— Вам это не нужно, мадам. Симптомы, на которые вы жалуетесь, отступят перед моим словом. И потом, с вами некто очень могущественный, кого я отныне назначаю вашим врачом. Это ваша болезнь, ваша излишняя нервность. Если бы я знал, как вас от нее излечить, я поостерегся бы это делать. Мне достаточно ею распоряжаться. Я вижу у вас на столе книгу Берготта. Она вам разонравится, если вы излечитесь от невроза. И разве я вправе заменить радости, которые он вам приносит, безупречным состоянием нервов, неспособным вам их подарить? Да ведь эти самые радости — сильнейшее лекарство, быть может, действеннее всех прочих. Нет, ничего не имею против вашей нервной энергии. Я только требую от нее послушания; в остальном мы с вами можем на нее положиться. Пускай она даст задний ход. Пускай ту силу, с которой она мешала вам гулять, хорошо питаться, она употребит на то, чтобы помочь вам есть, читать, выходить из дому, жить в свое удовольствие. Не говорите мне, что устали. Усталость — естественное порождение навязчивой идеи. Для начала не думайте об усталости. А если когда-нибудь начнется легкое недомогание, ведь это может случиться с кем угодно, вы будете чувствовать себя так, будто его нет: болезнь превратит вас в мнимую здоровую, по меткому выражению господина де Талейрана. Да вот она уже и начала вас исцелять, вы слушаете меня выпрямившись, ни разу не откинулись на подушки, взгляд живой, лицо довольное, прошло уже ровным счетом полчаса, а вы и не заметили. Честь имею кланяться, мадам.

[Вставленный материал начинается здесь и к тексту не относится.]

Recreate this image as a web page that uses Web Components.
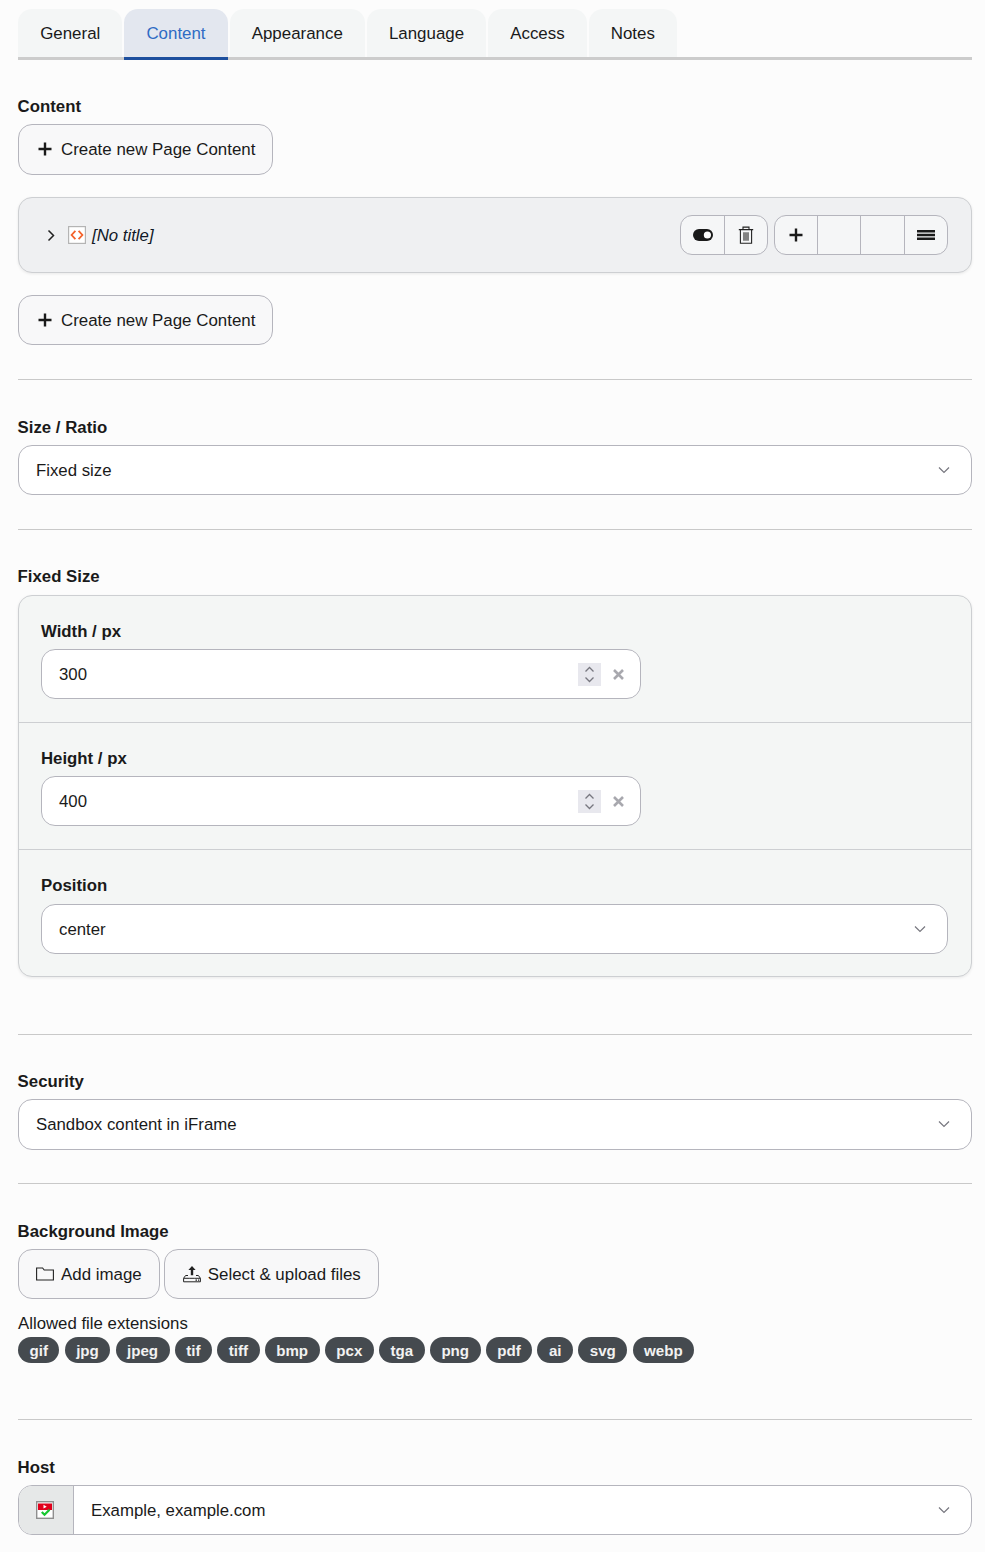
<!DOCTYPE html>
<html>
<head>
<meta charset="utf-8">
<title>Content</title>
<style>
  html, body { margin: 0; padding: 0; }
  body {
    background: #fcfcfc;
    color: #1a1a1a;
    font-family: "Liberation Sans", Arial, sans-serif;
    font-size: 16.8px;
  }
  main { display: block; padding: 9px 13px 17px 18px; }
</style>
</head>
<body>
<main>
  <form-tabs>
    <form-tab>General</form-tab>
    <form-tab active>Content</form-tab>
    <form-tab>Appearance</form-tab>
    <form-tab>Language</form-tab>
    <form-tab>Access</form-tab>
    <form-tab>Notes</form-tab>
  </form-tabs>

  <form-field label="Content" style="margin-top:36.3px">
    <form-button icon="plus" style="height:50.4px">Create new Page Content</form-button>
    <inline-record title-text="[No title]" style="margin-top:21.9px"></inline-record>
    <form-button icon="plus" style="margin-top:22.4px">Create new Page Content</form-button>
  </form-field>
  <form-divider></form-divider>

  <form-field label="Size / Ratio">
    <form-select>Fixed size</form-select>
  </form-field>
  <form-divider></form-divider>

  <form-field label="Fixed Size" tight>
    <form-panel>
      <panel-section>
        <form-field label="Width / px" flush><number-input value="300"></number-input></form-field>
      </panel-section>
      <panel-section style="height:127.4px">
        <form-field label="Height / px" flush><number-input value="400"></number-input></form-field>
      </panel-section>
      <panel-section last>
        <form-field label="Position" flush tight><form-select>center</form-select></form-field>
      </panel-section>
    </form-panel>
  </form-field>
  <form-divider gap="56.9"></form-divider>

  <form-field label="Security">
    <form-select style="height:50.4px">Sandbox content in iFrame</form-select>
  </form-field>
  <form-divider gap="33.5"></form-divider>

  <form-field label="Background Image">
    <button-row>
      <form-button icon="folder">Add image</form-button>
      <form-button icon="upload">Select &amp; upload files</form-button>
    </button-row>
    <ext-list exts="gif jpg jpeg tif tiff bmp pcx tga png pdf ai svg webp"></ext-list>
  </form-field>
  <form-divider gap="56.3"></form-divider>

  <form-field label="Host">
    <form-select addon>Example, example.com</form-select>
  </form-field>
</main>

<script>
const icons = {
  plus: `<svg width="18" height="18" viewBox="0 0 18 18"><path d="M9 2.5v13M2.5 9h13" stroke="#1a1a1a" stroke-width="2.4" fill="none"/></svg>`,
  folder: `<svg width="18" height="16" viewBox="0 0 18 16"><path d="M.6 14V2h6l1.6 2h9.2v10z" stroke="#222" stroke-width="1.1" fill="none"/></svg>`,
  upload: `<svg class="shift" width="18" height="18" viewBox="0 0 18 18"><path d="M9 1l3.6 4h-2.4v5.2H7.8V5H5.4z" fill="#222"/><path d="M5 10.5H2.6L.6 13.2v3.6h16.8v-3.6l-2-2.7H13" stroke="#222" stroke-width="1" fill="none"/><path d="M.8 13.3h5.4M11.8 13.3h5.4M6.2 13.3h5.6" stroke="#222" stroke-width="1"/><path d="M12.5 15.1h1.5M15 15.1h1.2" stroke="#222" stroke-width="1.1"/></svg>`,
  toggle: `<svg width="20" height="12" viewBox="0 0 20 12"><rect width="20" height="12" rx="6" fill="#1a1a1a"/><circle cx="14.4" cy="6" r="3.6" fill="#fff"/></svg>`,
  trash: `<svg width="16" height="18" viewBox="0 0 16 18"><path d="M.8 3.6h14.4M5 3.4V1.1h6v2.3M2.4 3.8v13.4h11.2V3.8" stroke="#222" stroke-width="1.1" fill="none"/><path d="M6 6.2v8.6M8 6.2v8.6M10 6.2v8.6" stroke="#222" stroke-width="1.1"/></svg>`,
  menu: `<svg width="18" height="10" viewBox="0 0 18 10"><path d="M0 1.3h18M0 5h18M0 8.7h18" stroke="#1a1a1a" stroke-width="2.4" fill="none"/></svg>`
};

class FormTabs extends HTMLElement {
  constructor() {
    super();
    this.attachShadow({ mode: 'open' }).innerHTML = `
    <style>
      :host { display: flex; gap: 1.75px; border-bottom: 3px solid #ccc; }
    </style>
    <slot></slot>`;
  }
}

class FormTab extends HTMLElement {
  constructor() {
    super();
    this.attachShadow({ mode: 'open' }).innerHTML = `
    <style>
      :host {
        display: block;
        background: #f4f6f6;
        border-radius: 14px 14px 0 0;
        padding: 0 22.2px;
        height: 48px;
        line-height: 50px;
        font-size: 16.9px;
        margin-bottom: -3px;
        border-bottom: 3px solid #ccc;
      }
      :host([active]) {
        background: #e3e7ef;
        color: #2f6cc4;
        border-bottom-color: #1d4f9e;
      }
    </style>
    <slot></slot>`;
  }
}

class FormField extends HTMLElement {
  constructor() {
    super();
    this.attachShadow({ mode: 'open' }).innerHTML = `
    <style>
      :host { display: block; margin-top: 36.7px; }
      :host([flush]) { margin-top: 0; }
      label { display: block; font-weight: bold; line-height: 21px; margin: 0 0 7px -.4px; }
      :host([flush]) label { margin-left: 0; }
      :host([tight]) label { line-height: 20px; margin-bottom: 8px; }
    </style>
    <label>${this.getAttribute('label')}</label>
    <slot></slot>`;
  }
}

class FormDivider extends HTMLElement {
  constructor() {
    super();
    const gap = this.getAttribute('gap') || 34;
    this.attachShadow({ mode: 'open' }).innerHTML = `
    <style>
      :host { display: block; height: 1px; background: #c9c9c9; margin-top: ${gap}px; }
    </style>`;
  }
}

class FormButton extends HTMLElement {
  constructor() {
    super();
    const icon = icons[this.getAttribute('icon')] || '';
    this.attachShadow({ mode: 'open' }).innerHTML = `
    <style>
      :host {
        display: inline-flex;
        vertical-align: top;
        align-items: center;
        gap: 7px;
        height: 50.2px;
        box-sizing: border-box;
        padding: 0 17px 0 17px;
        background: #f8f8f9;
        border: 1px solid #b5b5bd;
        border-radius: 14px;
        font-size: 16.9px;
      }
      svg { display: block; }
      svg.shift { margin-left: 1px; }
      span { padding-top: 2px; }
    </style>
    ${icon}<span><slot></slot></span>`;
  }
}

class ButtonRow extends HTMLElement {
  constructor() {
    super();
    this.attachShadow({ mode: 'open' }).innerHTML = `
    <style>
      :host { display: flex; gap: 4px; }
    </style>
    <slot></slot>`;
  }
}

class FormSelect extends HTMLElement {
  constructor() {
    super();
    const addon = this.hasAttribute('addon') ? `
      <span class="addon">
        <svg width="18" height="18" viewBox="0 0 18 18">
          <rect x=".7" y=".7" width="16.6" height="16.6" fill="#fff" stroke="#8f8f8f" stroke-width="1.4"/>
          <rect x="2" y="2.5" width="14" height="6.5" fill="#e0001b"/>
          <path d="M7.5 3.8l3.2 1.9-3.2 1.9z" fill="#fff"/>
          <path d="M5.8 11l2.7 2.7 5-5" stroke="#19c832" stroke-width="2.3" fill="none"/>
        </svg>
      </span>` : '';
    this.attachShadow({ mode: 'open' }).innerHTML = `
    <style>
      :host {
        display: flex;
        align-items: stretch;
        height: 50.2px;
        box-sizing: border-box;
        background: #fff;
        border: 1px solid #b5b5bd;
        border-radius: 14px;
        overflow: hidden;
      }
      .addon {
        flex: none;
        box-sizing: border-box;
        width: 55px;
        padding-right: 2px;
        background: #e6e8e8;
        border-right: 1px solid #b5b5bd;
        display: flex;
        align-items: center;
        justify-content: center;
      }
      .text { flex: 1; display: flex; align-items: center; padding: 2px 0 0 17px; }
      .chev { flex: none; display: flex; align-items: center; padding-right: 21px; }
    </style>
    ${addon}
    <span class="text"><slot></slot></span>
    <span class="chev">
      <svg width="12" height="8" viewBox="0 0 12 8"><path d="M1 1.5l5 5 5-5" stroke="#77777f" stroke-width="1.2" fill="none"/></svg>
    </span>`;
  }
}

class NumberInput extends HTMLElement {
  constructor() {
    super();
    this.attachShadow({ mode: 'open' }).innerHTML = `
    <style>
      :host {
        display: flex;
        align-items: center;
        width: 600px;
        height: 50.2px;
        box-sizing: border-box;
        background: #fff;
        border: 1px solid #b5b5bd;
        border-radius: 14px;
        padding-left: 17px;
      }
      .value { flex: 1; padding-top: 2px; }
      .spin {
        flex: none;
        width: 23px;
        height: 23px;
        background: #e8e8ee;
        display: flex;
        align-items: center;
        justify-content: center;
      }
      .clear { flex: none; display: flex; margin: 0 16.5px 0 11.5px; }
      svg { display: block; }
    </style>
    <span class="value">${this.getAttribute('value')}</span>
    <span class="spin">
      <svg width="11" height="19" viewBox="0 0 11 19"><path d="M1.5 6.5l4-4 4 4M1.5 12.5l4 4 4-4" stroke="#77777f" stroke-width="1.3" fill="none"/></svg>
    </span>
    <span class="clear">
      <svg width="11" height="11" viewBox="0 0 11 11"><path d="M1 1l9 9M10 1l-9 9" stroke="#a8a8ae" stroke-width="2.6" fill="none"/></svg>
    </span>`;
  }
}

class FormPanel extends HTMLElement {
  constructor() {
    super();
    this.attachShadow({ mode: 'open' }).innerHTML = `
    <style>
      :host {
        display: block;
        background: #f4f6f5;
        border: 1px solid #cdcfd2;
        border-radius: 14px;
        box-shadow: 0 1px 3px rgba(0, 0, 0, .08);
        overflow: hidden;
      }
    </style>
    <slot></slot>`;
  }
}

class PanelSection extends HTMLElement {
  constructor() {
    super();
    this.attachShadow({ mode: 'open' }).innerHTML = `
    <style>
      :host {
        display: block;
        box-sizing: border-box;
        height: 127px;
        padding: 25.5px 23px 0 22px;
        border-bottom: 1px solid #cdcfd2;
      }
      :host([last]) { border-bottom: 0; height: 125.6px; }
    </style>
    <slot></slot>`;
  }
}

class ToolGroup extends HTMLElement {
  constructor() {
    super();
    const cells = (this.getAttribute('cells') || '').split(' ')
      .map((name) => `<span>${icons[name] || ''}</span>`).join('');
    this.attachShadow({ mode: 'open' }).innerHTML = `
    <style>
      :host {
        display: flex;
        height: 40px;
        box-sizing: border-box;
        background: #f5f6f7;
        border: 1px solid #b5b5bd;
        border-radius: 12px;
        overflow: hidden;
      }
      span {
        box-sizing: border-box;
        width: 43px;
        display: flex;
        align-items: center;
        justify-content: center;
        border-left: 1px solid #b5b5bd;
      }
      span:first-of-type { border-left: 0; }
      span:first-of-type:nth-last-of-type(4) { width: 42px; }
      span:nth-of-type(3) { width: 44px; }
    </style>
    ${cells}`;
  }
}

class InlineRecord extends HTMLElement {
  constructor() {
    super();
    this.attachShadow({ mode: 'open' }).innerHTML = `
    <style>
      :host {
        display: flex;
        align-items: center;
        height: 76px;
        box-sizing: border-box;
        background: #eff0f2;
        border: 1px solid #cdcfd2;
        border-radius: 14px;
        box-shadow: 0 1px 3px rgba(0, 0, 0, .08);
        padding: 0 23px 0 28px;
      }
      .chev { display: block; margin-top: 1px; }
      .type { display: block; margin-left: 12px; }
      .title { flex: 1; margin-left: 6px; padding-top: 2px; font-style: italic; color: #111827; }
      .tools { display: flex; gap: 6px; }
    </style>
    <svg class="chev" width="9" height="13" viewBox="0 0 9 13"><path d="M1.5 1.5l5 5-5 5" stroke="#222" stroke-width="1.5" fill="none"/></svg>
    <svg class="type" width="18" height="18" viewBox="0 0 18 18">
      <rect x=".6" y=".6" width="16.8" height="16.8" fill="#fff" stroke="#b4b4b4" stroke-width="1.2"/>
      <path d="M7.4 4.8L3.6 9l3.8 4.2M10.6 4.8L14.4 9l-3.8 4.2" stroke="#f4622b" stroke-width="1.8" fill="none"/>
    </svg>
    <span class="title">${this.getAttribute('title-text')}</span>
    <span class="tools">
      <tool-group cells="toggle trash"></tool-group>
      <tool-group cells="plus blank blank menu"></tool-group>
    </span>`;
  }
}

class ExtList extends HTMLElement {
  constructor() {
    super();
    const badges = this.getAttribute('exts').split(' ')
      .map((ext) => `<b>${ext}</b>`).join('');
    this.attachShadow({ mode: 'open' }).innerHTML = `
    <style>
      :host { display: block; margin-top: 14.5px; }
      p { margin: 0; line-height: 20px; }
      div { display: flex; gap: 5.2px; margin-top: 3px; }
      b {
        display: block;
        height: 26px;
        line-height: 27px;
        padding: 0 11.5px;
        border-radius: 13px;
        background: #454a4f;
        color: #f2f2f2;
        font-size: 15.12px;
      }
    </style>
    <p>Allowed file extensions</p>
    <div>${badges}</div>`;
  }
}

customElements.define('form-tabs', FormTabs);
customElements.define('form-tab', FormTab);
customElements.define('form-field', FormField);
customElements.define('form-divider', FormDivider);
customElements.define('form-button', FormButton);
customElements.define('button-row', ButtonRow);
customElements.define('form-select', FormSelect);
customElements.define('number-input', NumberInput);
customElements.define('form-panel', FormPanel);
customElements.define('panel-section', PanelSection);
customElements.define('tool-group', ToolGroup);
customElements.define('inline-record', InlineRecord);
customElements.define('ext-list', ExtList);
</script>
</body>
</html>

Когда, проводив доктора дю Бульбона, я вернулся в комнату, где в одиночестве сидела мама, горе, угнетавшее меня уже несколько недель, развеялось; я чувствовал, что маму переполняет радость, что сейчас она увидит, как рад я сам; невыносимо было сдерживать нетерпение, одолевающее, когда знаешь, что другой человек рядом с тобой вот-вот вспыхнет от волнения; в каком-то смысле это похоже на страх, который испытываешь, зная, что сейчас кто-то войдет в дверь, еще закрытую, и тебя напугает; я хотел что-то сказать маме, но голос мой пресекся, я прижался головой к ее плечу и долго плакал, и наслаждался горем, и примирялся с ним, и лелеял его, зная, что оно уже ушло из моей жизни: так мы упиваемся великими планами, когда обстоятельства не дают нам их осуществить.
Меня возмущала Франсуаза, не участвовавшая в нашем ликовании. Ее разволновала ужасная сцена, разыгравшаяся между выездным лакеем и швейцаром-доносчиком. Пришлось герцогине с присущей ей добротой вмешаться, установить некое подобие мира и даровать лакею прощение. Она в самом деле была добра, и служить у нее было бы одно удовольствие, если бы она не слушала наветов.